Tue 22nd Nov 2016
Businesses call for North South Interconnector to power ahead
(L-R): Francie Molloy MP; Cormac Diamond (Bloc Blinds); Robin McCormick (SONI) and Kirsty McManus (NI Chamber).
Northern Ireland businesses could face an increase in electricity costs if the North South Interconnector is not given the go-ahead.
That was the warning delivered by Northern Ireland Chamber of Commerce and Industry (NI Chamber) and SONI (System Operator for Northern Ireland) at an event in Magherafelt today (22 November 2016).
Over 50 members of the business community joined NI Chamber and SONI at the facilities of local roller blind manufacturer Bloc Blinds to receive a briefing on the project.
The North South Interconnector, an electricity overhead line between Tyrone and Meath, will provide a high capacity link between the electricity systems in Northern Ireland and the Republic of Ireland.
In a project costing £204 million, it is seen as one of the most important infrastructure developments here in recent years as it will ensure Northern Ireland has the security of electricity supply it needs post 2021. Significantly also for businesses, having the North South Interconnector in place will allow for the Single Electricity Market to deliver its full value to customers. Currently the SEM isn’t producing all the benefits it should because the North South Interconnector is not in place.

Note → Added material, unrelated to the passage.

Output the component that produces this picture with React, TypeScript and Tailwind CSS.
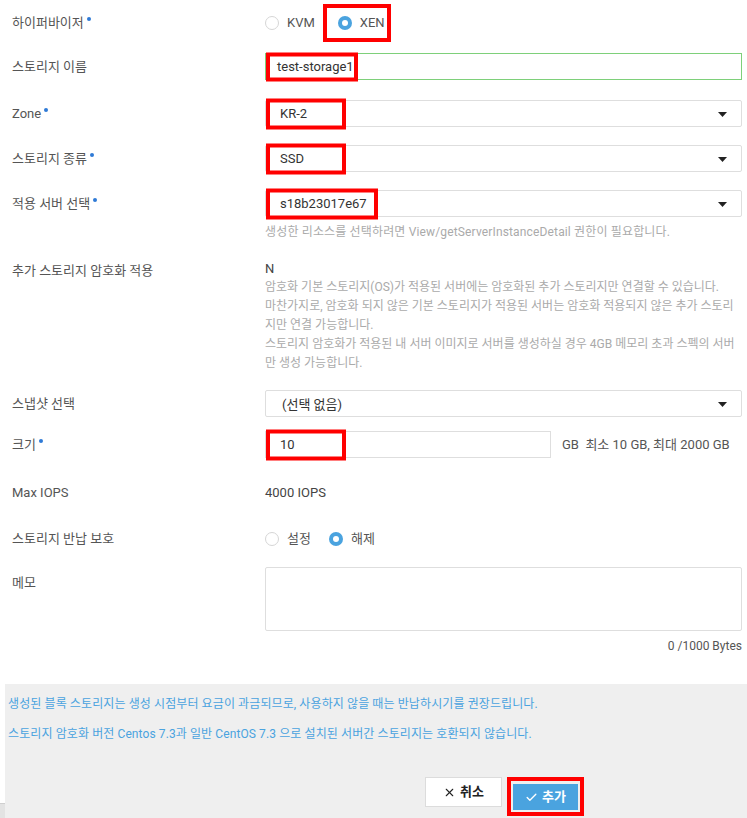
import { Check, X } from 'lucide-react';

const font = "font-['Roboto','Noto_Sans_CJK_KR',sans-serif]";

function Dot() {
  return <span className="ml-[3px] inline-block h-[4px] w-[4px] -translate-y-[6px] rounded-full bg-[#2f7ad6]" />;
}

function Radio({ checked }: { checked?: boolean }) {
  return checked ? (
    <span className="flex h-[14px] w-[14px] items-center justify-center rounded-full bg-[#4aa3df]">
      <span className="h-[6px] w-[6px] rounded-full bg-white" />
    </span>
  ) : (
    <span className="h-[14px] w-[14px] rounded-full border border-[#d6d6d6] bg-white" />
  );
}

function Marked({ children, className = '' }: { children: React.ReactNode; className?: string }) {
  // 빨간 표시 박스
  return (
    <span className={`absolute left-0 top-1/2 flex -translate-y-1/2 items-center whitespace-nowrap border-4 border-[#ff0000] bg-white ${className}`}>
      {children}
    </span>
  );
}

function Caret() {
  return (
    <svg width="9" height="5" viewBox="0 0 9 5" className="absolute right-[14px] top-[11px]">
      <path d="M0 0h9L4.5 5z" fill="#222" />
    </svg>
  );
}

function Select({ value, marked, markW }: { value: string; marked?: boolean; markW?: string }) {
  return (
    <div className="relative h-[27px] w-full rounded-[2px] border border-[#dedede] bg-white">
      {marked ? (
        <Marked className={`h-[31px] ${markW ?? ''} pl-[10px]`}>
          <span className="text-[13px] text-[#333]">{value}</span>
        </Marked>
      ) : (
        <span className="absolute left-[16px] top-[4px] text-[13px] text-[#333]">{value}</span>
      )}
      <Caret />
    </div>
  );
}

function Row({ label, dot, children, className = '', labelClass = '' }: {
  label: string;
  dot?: boolean;
  children: React.ReactNode;
  className?: string;
  labelClass?: string;
}) {
  return (
    <div className={`flex ${className}`}>
      <div className={`w-[253px] shrink-0 text-[13px] text-[#555] ${labelClass}`}>
        {label}
        {dot && <Dot />}
      </div>
      <div className="flex-1">{children}</div>
    </div>
  );
}

export default function App() {
  return (
    <div className={`${font} relative h-[818px] w-[747px] overflow-hidden bg-white`}>
      <div className="pl-[12px] pr-[5px]">
        {/* 하이퍼바이저 */}
        <Row label="하이퍼바이저" dot className="mt-[4px] h-[38px] items-center">
          <div className="flex items-center">
            <div className="flex items-center gap-[8px] text-[13px] text-[#555]">
              <Radio />
              <span>KVM</span>
            </div>
            <div className="ml-[8px] flex h-[38px] w-[68px] items-center gap-[8px] border-4 border-[#ff0000] pl-[11px] text-[13px] text-[#555]">
              <Radio checked />
              <span>XEN</span>
            </div>
          </div>
        </Row>

        <Row label="스토리지 이름" className="mt-[11px] items-center">
          <div className="relative h-[27px] w-full border border-[#7ed07a] bg-white">
            <Marked className="h-[29px] w-[92px] pl-[7px]">
              <span className="text-[13px] text-[#333]">test-storage1</span>
            </Marked>
          </div>
        </Row>

        <Row label="Zone" dot className="mt-[20px] items-center">
          <Select value="KR-2" marked markW="w-[80px]" />
        </Row>

        <Row label="스토리지 종류" dot className="mt-[18px] items-center">
          <Select value="SSD" marked markW="w-[80px]" />
        </Row>

        <Row label="적용 서버 선택" dot className="mt-[18px] items-center">
          <Select value="s18b23017e67" marked markW="w-[112px]" />
        </Row>
        <div className="ml-[253px] mt-[8px] text-[12px] leading-[15px] tracking-[0.15px] text-[#aaa]">
          생성한 리소스를 선택하려면 View/getServerInstanceDetail 권한이 필요합니다.
        </div>

        <Row label="추가 스토리지 암호화 적용" className="mt-[19px]" labelClass="pt-[2px] leading-[19px]">
          <div className="text-[12px] leading-[19px]">
            <div className="text-[13px] text-[#444]">N</div>
            <div className="text-[#aaa]">
              암호화 기본 스토리지(OS)가 적용된 서버에는 암호화된 추가 스토리지만 연결할 수 있습니다.
              <br />
              마찬가지로, 암호화 되지 않은 기본 스토리지가 적용된 서버는 암호화 적용되지 않은 추가 스토리지만 연결 가능합니다.
              <br />
              스토리지 암호화가 적용된 내 서버 이미지로 서버를 생성하실 경우 4GB 메모리 초과 스펙의 서버만 생성 가능합니다.
            </div>
          </div>
        </Row>

        <Row label="스냅샷 선택" className="mt-[17px] items-center">
          <Select value="(선택 없음)" />
        </Row>

        <Row label="크기" dot className="mt-[14px] items-center">
          <div className="flex items-center">
            <div className="relative h-[27px] w-[286px] border border-[#dedede] bg-white">
              <Marked className="h-[31px] w-[80px] pl-[10px]">
                <span className="text-[13px] text-[#333]">10</span>
              </Marked>
            </div>
            <span className="ml-[11px] text-[13px] text-[#555]">GB&nbsp; 최소 10 GB, 최대 2000 GB</span>
          </div>
        </Row>

        <Row label="Max IOPS" className="mt-[24px] items-center leading-[19px]">
          <span className="text-[13px] text-[#444]">4000 IOPS</span>
        </Row>

        <Row label="스토리지 반납 보호" className="mt-[27px] items-center leading-[19px]">
          <div className="flex items-center text-[13px] text-[#555]">
            <div className="flex items-center gap-[8px]">
              <Radio />
              <span>설정</span>
            </div>
            <div className="ml-[18px] flex items-center gap-[8px]">
              <Radio checked />
              <span>해제</span>
            </div>
          </div>
        </Row>

        <Row label="메모" className="mt-[19px]" labelClass="pt-[6px]">
          <div className="h-[64px] w-full rounded-[2px] border border-[#dedede] bg-white" />
        </Row>
        <div className="mt-[6px] text-right text-[12px] leading-[19px] text-[#555]">0 /1000 Bytes</div>
      </div>

      {/* 하단 안내 */}
      <div className="ml-[5px] mt-[28px] h-[140px] bg-[#efefef] pl-[3px] pt-[13px]">
        <p className="text-[12px] leading-[15px] tracking-[0.1px] text-[#4aa3df]">
          생성된 블록 스토리지는 생성 시점부터 요금이 과금되므로, 사용하지 않을 때는 반납하시기를 권장드립니다.
        </p>
        <p className="mt-[15px] text-[12px] leading-[15px] tracking-[0.1px] text-[#4aa3df]">
          스토리지 암호화 버전 Centos 7.3과 일반 CentOS 7.3 으로 설치된 서버간 스토리지는 호환되지 않습니다.
        </p>
        <div className="ml-[417px] mt-[35px] flex items-start">
          <button className="flex h-[30px] w-[77px] items-center justify-center gap-[4px] border border-[#dcdcdc] bg-white text-[13px] font-bold text-[#222]">
            <X className="h-[13px] w-[13px]" strokeWidth={2} />
            취소
          </button>
          <div className="ml-[5px] h-[39px] w-[77px] border-4 border-[#ff0000] bg-[#efefef] p-[2px] pt-[3px]">
            <button className="flex h-[26px] w-full items-center justify-center gap-[4px] bg-[#4aa3df] text-[13px] font-bold text-white">
              <Check className="h-[13px] w-[13px]" strokeWidth={2.5} />
              추가
            </button>
          </div>
        </div>
      </div>
      <div className="absolute bottom-0 left-0 h-[15px] w-[5px] border-t border-[#cfcfcf] bg-[#e3e3e3]" />
    </div>
  );
}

By removing the constraints that exist on the current network and allowing more power to flow between NI and ROI, the North South Interconnector will facilitate more competition and result in downward pressure on consumers’ bills.
The North South Interconnector has been in the planning process since 2009 and a Planning Inquiry is to be held in February 2017 with a planning outcome expected later in the year.

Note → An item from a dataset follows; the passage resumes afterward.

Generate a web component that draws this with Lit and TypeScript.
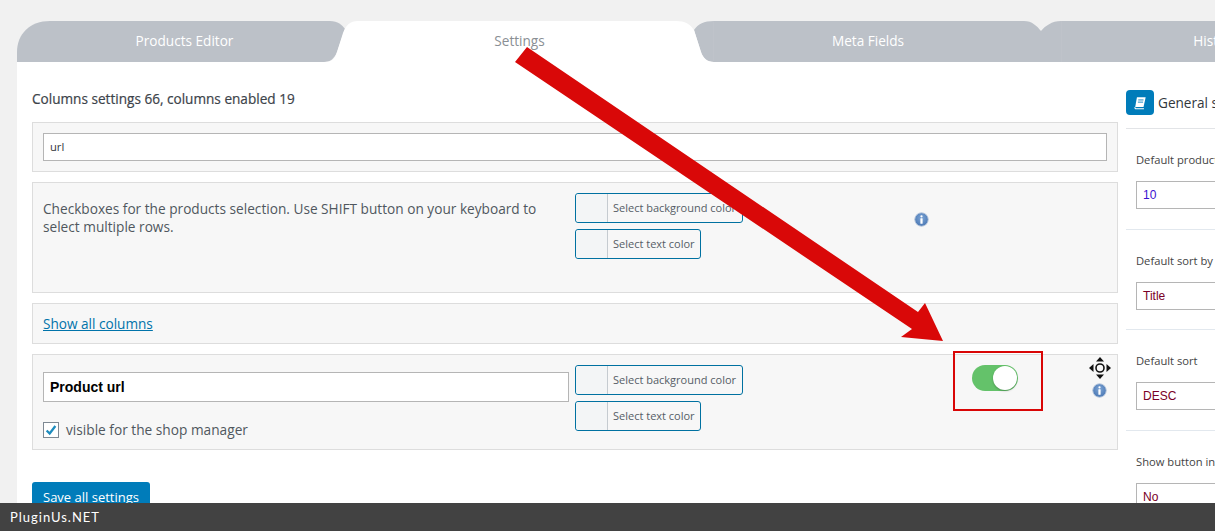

Speaking at the event, Robin McCormick, General Manager of SONI, said:
“The North South Interconnector will help deliver very real benefits to commercial and domestic electricity users throughout the island. It will ensure that our indigenous businesses, such as those here in the Mid-Ulster engineering belt have the secure supply of power purchased from an efficient market that they need to grow. It will send signals to Foreign Direct Investors that Northern Ireland has a secure electricity supply and it will allow the Single Electricity Market to operate efficiently, increasing competition and driving down electricity prices.
“It is without doubt the most important infrastructure project on the island today. We are grateful for the support of the Northern Ireland Chamber of Commerce and to those key Mid Ulster businesses who have been vocal in calling for delivery of the project. We are developing the grid in an inclusive way and central to this is working hand-in-hand with business.”
The project has received support across the business community. Ann McGregor, Chief Executive of NI Chamber, said:
“The North South Interconnector is vital to ensure the effective operation of an efficient all-island electricity market, to exert downward pressure on electricity prices for business and domestic consumers throughout Northern Ireland, and to utilise renewable energy resources.
“Importantly, the project is urgently required to improve security of electricity supply in Northern Ireland. To this regard, the timely delivery of the proposed interconnector will allow the all-island wholesale electricity market to work more efficiently, enabling wider competition between power generators and electricity suppliers throughout the island, and therefore ensuring that future electricity prices will be as competitive as possible.”
(L-R): Cormac Diamond shows Robin McCormick (SONI) around Bloc Blinds Magherafelt facility.
Also speaking at the event was Cormac Diamond, Managing Director of Bloc Blinds. Commenting on energy for business users in general, Cormac said:
“We are delighted to host NI Chamber’s latest Energy Forum at Bloc Blinds. With energy efficiency at the forefront of our minds at Bloc, the aim of our Design team is to develop products which are circular in their design and by that I mean coming from and/or giving back to the environment in some way. For example our Fabric Changer roller blinds combat aluminium waste in landfills due to the fact that the barrel of our system is designed to last a lifetime, as opposed to 7-8 years which is the norm with many other roller blinds. The fabric of the blind is swapped as and when desired, the rest of the system remains in place, hereby reducing waste and creating an increased life cycle of a staple product in many households.
“As a large manufacturer and employer in the Mid-Ulster area we are very aware of the need to be energy conscious. We do our best to practice energy efficiency within our business both in our actual premises and the production procedures we carry out on a daily basis. Our factory itself has been developed with this mindset with the heating and motion sensor lighting throughout. With that in mind we welcome advice and updates on how this can be improved and built upon as we endeavour to continue to be a leading innovator in all aspects of our company.”